In the sixth century BC geometric based techniques were used to construct the tunnel of Eupalinos on the island of Samos.
Modern technology advanced surveying's accuracy and efficiency. For example, surveyors used to use two posts joined with a chain to measure distance. This technology could only account for distance and not elevation. Current technology uses the Global Positioning System (GPS) that can measure the distance from point A to point B as well as differences in elevation.

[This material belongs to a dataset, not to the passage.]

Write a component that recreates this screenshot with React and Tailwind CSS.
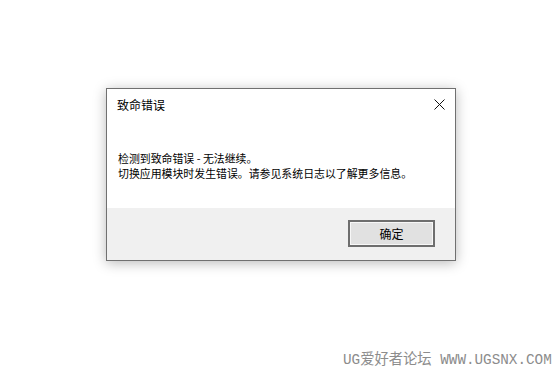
export default function App() {
  return (
    <div className="flex h-[372px] w-[556px] flex-col bg-white" style={{ fontFamily: '"Noto Sans CJK SC", "Noto Sans", sans-serif' }}>
      <div className="ml-[106px] mt-[88px] flex h-[173px] w-[350px] flex-col border border-[#707070] bg-white shadow-[0_2px_12px_rgba(0,0,0,0.28)]">
        {/* 标题栏 */}
        <div className="flex h-[31px] items-center justify-between pl-[10px] pr-[10px]">
          <span className="text-[12px] leading-none text-black">致命错误</span>
          <svg width="11" height="11" viewBox="0 0 11 11">
            <path d="M0.5 0.5 L10.5 10.5 M10.5 0.5 L0.5 10.5" stroke="#111" strokeWidth="1" />
          </svg>
        </div>
        {/* 内容 */}
        <div className="h-[88px] pl-[11px] pt-[31px] text-[10.9px] leading-[14.5px] text-black">
          <div>检测到致命错误 - 无法继续。</div>
          <div>切换应用模块时发生错误。请参见系统日志以了解更多信息。</div>
        </div>
        {/* 按钮区 */}
        <div className="flex flex-1 items-start justify-end bg-[#f0f0f0] pr-[20px] pt-[12px]">
          <button className="flex h-[27px] w-[87px] items-center justify-center border-2 border-[#6e6e6e] bg-[#e1e1e1] text-[12px] leading-none text-black shadow-[inset_0_0_0_1px_#f7f7f7]">
            确定
          </button>
        </div>
      </div>
      <div className="ml-[343px] mt-[92px] text-[14.3px] leading-none text-[#8c8c8c]" style={{ fontFamily: '"Liberation Mono", "Noto Sans CJK SC", monospace' }}>
        UG爱好者论坛 WWW.UGSNX.COM
      </div>
    </div>
  )
}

Elements of the construction survey

 Survey existing conditions of the future work site, including topography, existing buildings and infrastructure, and underground infrastructure whenever possible (for example, measuring invert elevations and diameters of sewers at manholes)
 Stake out lot corners, stake limit of work and stake location of construction trailer (clear of all excavation and construction)
 Stake out reference points and markers that will guide the construction of new structures
 Verify the location of structures during construction
 Provide horizontal control on multiple floors
 Conduct an As-Built survey: a survey conducted at the end of the construction project to verify that the work authorized was completed to the specifications set on plans

Coordinate systems used in construction

Land surveys and surveys of existing conditions are generally performed according to geodesic coordinates.  However, for the purposes of construction a more suitable coordinate system will often be used.  During construction surveying, the surveyor will often have to convert from geodesic coordinates to the coordinate system used for that project.

Chainage or station 

In the case of roads or other linear infrastructure, a chainage (derived from Gunter's Chain - 1 chain is equal to 66 feet or 100 links) will be established, often to correspond with the centre line of the road or pipeline.  During construction, structures would then be located in terms of chainage, offset and elevation. Offset is said to be "left" or "right" relative to someone standing on the chainage line who is looking in the direction of increasing chainage.  Plans would often show plan views (viewed from above), profile views (a "transparent" section view collapsing all section views of the road parallel to the chainage) or cross-section views (a "true" section view perpendicular to the chainage).  In a plan view, chainage generally increases from left to right, or from the bottom to the top of the plan.  Profiles are shown with the chainage increasing from left to right, and cross-sections are shown as if the viewer is looking in the direction of increasing chainage (so that the "left" offset is to the left and the "right" offset is to the right).

"Chainage" may also be referred to as "Station".

Building grids

In the case of buildings, an arbitrary system of grids is often established so as to correspond to the rows of columns and the major load-bearing walls of the building.  The grids may be identified alphabetically in one direction, and numerically in the other direction (as in a road map).  The grids are usually but not necessarily perpendicular, and are often but not necessarily evenly spaced. Floors and basement levels are also numbered. Structures, equipment or architectural details may be located in reference to the floor and the nearest intersection of the arbitrary axes.

Other coordinate systems

In other types of construction projects, arbitrary "plan north" reference lines may be established, using Cartesian coordinates that may or may not necessarily correspond to true coordinates. The technique is called localized grid.
This method uses the plan building grids as their own ordinates. A point of beginning is established at the southwest cross grid. 
IE [N1000.000,E3000.000] 
The grids are added together heading north and east to make each line its own ordinate.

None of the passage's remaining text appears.